JURASSIC PARK, FOR REAL?
“Textbooks are Soviet Propaganda”
—Jerry Falwell
Did you know that human beings used to ride on dinosaurs?
Bottom line: Liberty University teaches students that the world was created in seven days, that evolution is hogwash, and that the consequences for disagreeing with this stance are harsh, both in this world and the next one. And when it comes to your GPA at Liberty. (Just wait till we get to their situational relativistic stand when it comes to sanctioning kidnapping, if it involves taking a little girl away from her gay mother. Go, RICO!)
And if you doubt that all of this is so, the above facts about Liberty University and its stance on evolution are perhaps the most ubiquitously corroborated set of facts I have ever found on the world wide web. Even its founders and practitioners shout it from the mountaintops:
“We with God’s help, want to see hundreds of our graduates go out into the classrooms teaching creationism - of course they’ll be teaching evolution - but teaching why it’s invalid and why it’s foolish, and then showing the proper way and the correct approach to the origin of the species.”
—Jerry Falwell, 1982
“Satan has fathered this monstrous lie of evolution, for he is the father of lies.”
—Henry Morris
From Liberty University’s own FIGHTING FUNDAMENTAL FORUMS:
Thread: Dragons, Fantasy, and Evolution
“Evolutionists take very limited information and make up the most incredible stories based on what they find. How come they can figure out exactly how dinosaurs lived 65 million years ago, including how they socialized, hunted, courted and mated all based on the sparsest evidence, but they can't solve a criminal case with the same amount of information?”
Once upon a time, a kid named Kevin Roose, who was a sophomore at Brown University (a liberal institution, to say the least), decided to switch gears in a most radical way, and transfer to Liberty University, the world’s largest evangelical Christian college.
From his website: “Hoping to connect with his conservative Christian peers, Roose leaps across the God Divide and embeds himself among Liberty’s 10,000 undergraduates, who call themselves “Champions for Christ.” At Liberty, he sings in Reverend Falwell’s church choir, takes classes like Evangelism 101, and makes surprising discoveries about the true nature of America’s culture war. The chronicle of Roose’s journey is timely, hilarious, and thought-provoking, and will inspire and entertain believers and non-believers alike.”

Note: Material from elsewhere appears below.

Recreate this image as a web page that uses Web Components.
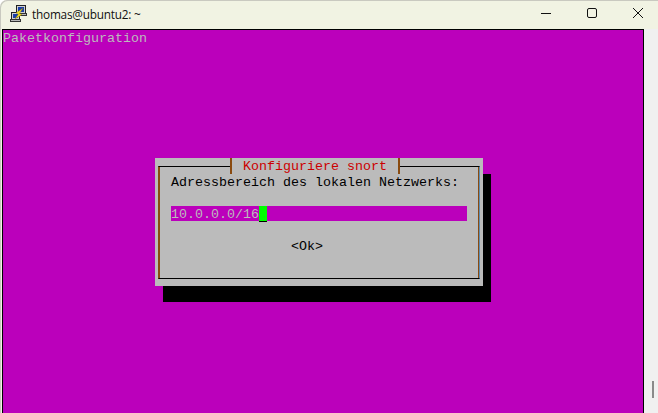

Bottom line: Roose’s journey—and his book—are complex, bold, sometimes wonderful, and for another time and place. But for our purposes, his witness (no religious pun intended) was personal and real; he experienced first-hand what I would term the egregious ridiculousness of what passes for science study at Liberty University.
This may be my favorite tidbit that we learn from his book:
“Kevin Roose describes a True or False question on a ‘History of Life’ exam at Liberty University that asks ‘whether Noah's Ark was large enough to accommodate various species of dinosaurs?’ The acceptable Liberty University answer is ‘true’ based on the conjecture that dinosaurs and humans cohabited the earth after the flood—though the professor allows that Noah may have gathered teenage dinosaurs to make more room”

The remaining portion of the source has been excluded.